On Wed, Oct 21, 2015 at 09:37:04AM -0700, Guenter Roeck wrote:

> Does submitting patches all over the place benefit or hurt my reputation
> with other maintainers, given that the percentage of rejected patches
> is quite high ? I don't know, and I don't really care that much since my
> ultimate goal is to get problems fixed, not to get my patches accepted.
> However, for others it may play a role when deciding if or if not to
> spend the time, track down a problem, and submit a patch for it.

Yeah, I mostly just report problems (partly because it's just less time
consuming).  On the reviewer side fixes like that only get to be an
issue when submitters ignore feedback and keep on sending the same stuff
even after discussion as to why other approaches are better.

> >I've seen some active resistance to pushing fixes to mainline without
> >lengthy soaks in -next in a very rules based fashion which isn't super
> >awesome when it takes out other testing due to the breakage.  As the
> >test coverage improves this is going to be getting to be more and more
> >of an issue as failures to build or boot will cause gaps in other
> >testing.

> For fixes ? I don't recall seeing that reaction, at least not to patches
> I have been involved in.

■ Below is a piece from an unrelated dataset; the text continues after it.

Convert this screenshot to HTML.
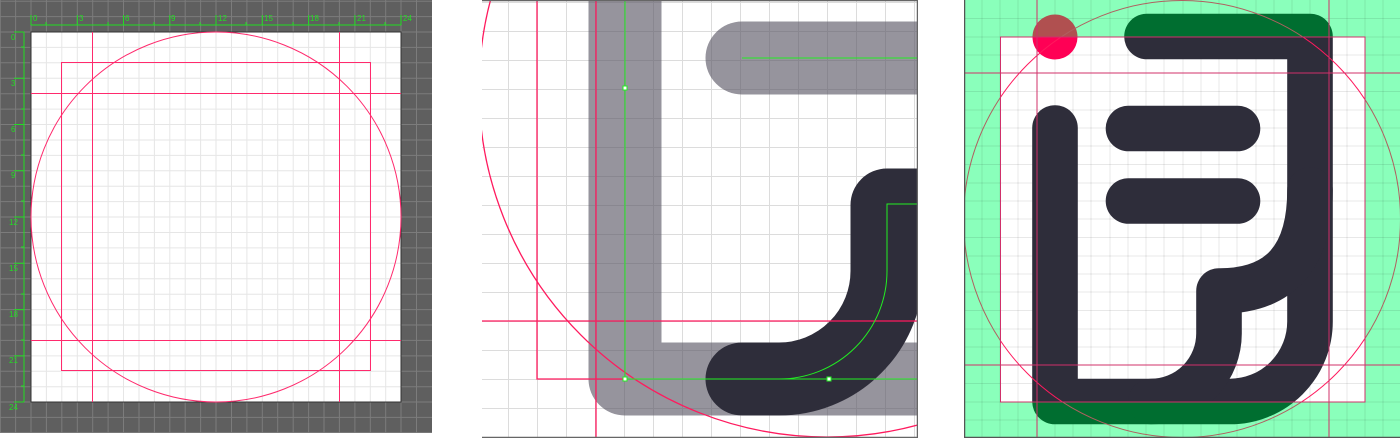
<!DOCTYPE html>
<html><head><style>
html,body{margin:0;padding:0;background:#fff;width:1400px;height:439px;overflow:hidden}
svg{position:absolute;left:0;top:0}
text{font-family:"Liberation Sans",sans-serif;font-size:8px;fill:#22dd22}
</style></head><body>
<svg width="1400" height="439" viewBox="0 0 1400 439" xmlns="http://www.w3.org/2000/svg">
<defs>
<clipPath id="p1"><rect x="0" y="0" width="432" height="433"/></clipPath>
<clipPath id="p2"><rect x="482" y="0" width="436" height="438"/></clipPath>
<clipPath id="p3"><rect x="964" y="0" width="436" height="438"/></clipPath>
<clipPath id="in3"><rect x="1000" y="37" width="365" height="365"/></clipPath>
<clipPath id="out3"><path clip-rule="evenodd" d="M964 0H1400V438H964Z M1000 37V402H1365V37Z"/></clipPath>
<g id="icon" fill="none" stroke-linecap="round" stroke-linejoin="round" stroke-width="45.6">
<path d="M1055 128V401.5H1230A80 80 0 0 0 1310 321.5V36.5H1147"/>
<path d="M1310 190Q1310 291 1220 291H1219V333A68 68 0 0 1 1151 401.5"/>
<path d="M1128.5 128.5H1237.5M1128.5 201H1237.5"/>
</g>
</defs>

<!-- PANEL 1 -->
<g clip-path="url(#p1)">
<rect x="0" y="0" width="432" height="433" fill="#5f5f5f"/>
<g stroke="#7c7c7c" stroke-width="1">
<path d="M0.5 1.2H432M0.5 16.6H432M0 417.4H432M0 432.6H432"/>
<path d="M0 32H432M0 47.4H432M0 62.8H432M0 78.3H432M0 93.7H432M0 109.1H432M0 124.5H432M0 140H432M0 155.4H432M0 170.8H432M0 186.2H432M0 201.6H432M0 217H432M0 232.5H432M0 247.9H432M0 263.3H432M0 278.7H432M0 294.2H432M0 309.6H432M0 325H432M0 340.4H432M0 355.9H432M0 371.3H432M0 386.7H432M0 402H432"/>
<path d="M0.3 0V433M15.6 0V433M31 0V433M46.4 0V433M61.8 0V433M77.3 0V433M92.7 0V433M108.1 0V433M123.5 0V433M139 0V433M154.4 0V433M169.8 0V433M185.2 0V433M200.6 0V433M216 0V433M231.5 0V433M246.9 0V433M262.3 0V433M277.7 0V433M293.2 0V433M308.6 0V433M324 0V433M339.4 0V433M354.9 0V433M370.3 0V433M385.7 0V433M401 0V433M416.5 0V433"/>
</g>
<rect x="31" y="32" width="370" height="370" fill="#fff"/>
<g stroke="#e6e6e6" stroke-width="1">
<path d="M31 47.4H401M31 62.8H401M31 78.3H401M31 109.1H401M31 124.5H401M31 140H401M31 155.4H401M31 170.8H401M31 186.2H401M31 201.6H401M31 217H401M31 232.5H401M31 247.9H401M31 263.3H401M31 278.7H401M31 294.2H401M31 309.6H401M31 325H401M31 355.9H401M31 371.3H401M31 386.7H401"/>
<path d="M46.4 32V402M61.8 32V402M77.3 32V402M108.1 32V402M123.5 32V402M139 32V402M154.4 32V402M169.8 32V402M185.2 32V402M200.6 32V402M216 32V402M231.5 32V402M246.9 32V402M262.3 32V402M277.7 32V402M293.2 32V402M308.6 32V402M324 32V402M354.9 32V402M370.3 32V402M385.7 32V402"/>
</g>
<rect x="31" y="32" width="370" height="370" fill="none" stroke="#333" stroke-width="1"/>
<g stroke="#ff2a6d" fill="none" stroke-width="1">
<path d="M92.5 32V402M339.5 32V402M31 93.5H401M31 340.5H401"/>
<rect x="61.5" y="62.5" width="309" height="308"/>
<circle cx="216" cy="217" r="185"/>
</g>
<g stroke="#22dd22" stroke-width="1" fill="none">
<path d="M31 25H401M31 15V25M77.3 15V25M123.5 15V25M169.8 15V25M216 15V25M262.3 15V25M308.6 15V25M354.9 15V25M401 15V25M46 22V25M108 22V25M154 22V25M200 22V25M246 22V25M293 22V25M339 22V25M385 22V25"/>
<path d="M24 32V402M14 32H24M14 78.3H24M14 124.5H24M14 170.8H24M14 217H24M14 263.3H24M14 309.6H24M14 355.9H24M14 402H24M21 47H24M21 109H24M21 155H24M21 201H24M21 247H24M21 294H24M21 340H24M21 386H24"/>
</g>
<text x="33" y="21">0</text><text x="79" y="21">3</text><text x="125" y="21">6</text><text x="171" y="21">9</text><text x="218" y="21">12</text><text x="264" y="21">15</text><text x="310" y="21">18</text><text x="357" y="21">21</text><text x="403" y="21">24</text>
<text x="11" y="40">0</text><text x="11" y="86">3</text><text x="11" y="132">6</text><text x="11" y="178">9</text><text x="9" y="225">12</text><text x="9" y="271">15</text><text x="9" y="317">18</text><text x="9" y="363">21</text><text x="9" y="410">24</text>
</g>

<!-- PANEL 2 -->
<g clip-path="url(#p2)">
<rect x="482" y="0" width="436" height="438" fill="#fff"/>
<g stroke="#dcdcdc" stroke-width="1">
<path d="M508.5 0V438M537.5 0V438M566.5 0V438M595.5 0V438M624.5 0V438M653.5 0V438M682.5 0V438M711.5 0V438M740.5 0V438M769.5 0V438M798.5 0V438M827.5 0V438M856.5 0V438M885.5 0V438M914.5 0V438"/>
<path d="M482 408.5H918M482 379.5H918M482 350.5H918M482 321.5H918M482 292.5H918M482 263.5H918M482 234.5H918M482 205.5H918M482 176.5H918M482 147.5H918M482 118.5H918M482 89.5H918M482 60.5H918M482 31.5H918M482 2.5H918"/>
</g>
<g fill="none" stroke="#5a5866" stroke-opacity="0.64" stroke-width="73" stroke-linejoin="round" stroke-linecap="round">
<path d="M625 -60V379H960"/>
<path d="M742 58H960"/>
</g>
<path d="M742 379H779A108 108 0 0 0 887 271V205H960" fill="none" stroke="#2e2d3a" stroke-width="73" stroke-linejoin="round" stroke-linecap="round"/>
<g stroke="#ff1a5e" fill="none" stroke-width="1.3">
<path d="M537 0V379H625M596 0V438M482 321H918"/>
<circle cx="827" cy="89" r="348"/>
</g>
<g stroke="#22ee22" fill="none" stroke-width="1">
<path d="M625 0V379H918M742 58H918"/>
<path d="M779 379A108 108 0 0 0 887 271V204H918"/>
</g>
<g fill="#fff" stroke="#22ee22" stroke-width="1">
<rect x="623" y="86" width="4" height="4"/><rect x="623" y="377" width="4" height="4"/><rect x="827" y="377" width="4" height="4"/>
</g>
<path d="M482 0.5H917.5V437.5H482" fill="none" stroke="#666" stroke-width="1.5"/>
</g>

<!-- PANEL 3 -->
<g clip-path="url(#p3)">
<rect x="964" y="0" width="436" height="438" fill="#8affbb"/>
<rect x="1000" y="37" width="365" height="365" fill="#fff"/>
<g stroke="#000" stroke-opacity="0.09" stroke-width="1">
<path d="M982 0V438M1000 0V438M1018 0V438M1037 0V438M1055 0V438M1073 0V438M1091 0V438M1110 0V438M1128 0V438M1146 0V438M1164 0V438M1183 0V438M1201 0V438M1219 0V438M1237 0V438M1256 0V438M1274 0V438M1292 0V438M1310 0V438M1329 0V438M1347 0V438M1365 0V438M1383 0V438"/>
<path d="M964 18.5H1400M964 37H1400M964 55H1400M964 73H1400M964 91.5H1400M964 110H1400M964 128H1400M964 146H1400M964 164.5H1400M964 183H1400M964 201H1400M964 219H1400M964 237.5H1400M964 256H1400M964 274H1400M964 292H1400M964 310.5H1400M964 329H1400M964 347H1400M964 365H1400M964 383.5H1400M964 402H1400M964 420H1400"/>
</g>
<g clip-path="url(#in3)">
<use href="#icon" stroke="#2e2d3a"/>
<circle cx="1055" cy="37" r="22.5" fill="#ff0055"/>
<circle cx="1182" cy="219" r="218.5" fill="none" stroke="#ff1a5e" stroke-width="1"/>
</g>
<g clip-path="url(#out3)">
<use href="#icon" stroke="#006e30"/>
<circle cx="1055" cy="37" r="22.5" fill="#b05050"/>
<circle cx="1182" cy="219" r="218.5" fill="none" stroke="#b06060" stroke-width="1"/>
</g>
<g stroke="#d0306a" fill="none" stroke-width="1">
<rect x="1000.5" y="37" width="364.5" height="365"/>
<path d="M1037 0V438M1329 0V438M964 73H1400M964 365H1400"/>
</g>
<path d="M964.5 0V437.5H1400" fill="none" stroke="#555" stroke-width="1.5"/>
</g>
</svg>
</body></html>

Unless in very special cases, it doesn't seem
> to make much sense to me to require bug fixes to soak in -next.

It's definitely not the norm but I have encountered it.  Obviously
indivudal cases will differ, sometimes there will be value in exposure
in -next (eg, if it's likely to get validation from the boot farms),
it's a question of what the issue is, what the coverage is and what the
risks of the fix are.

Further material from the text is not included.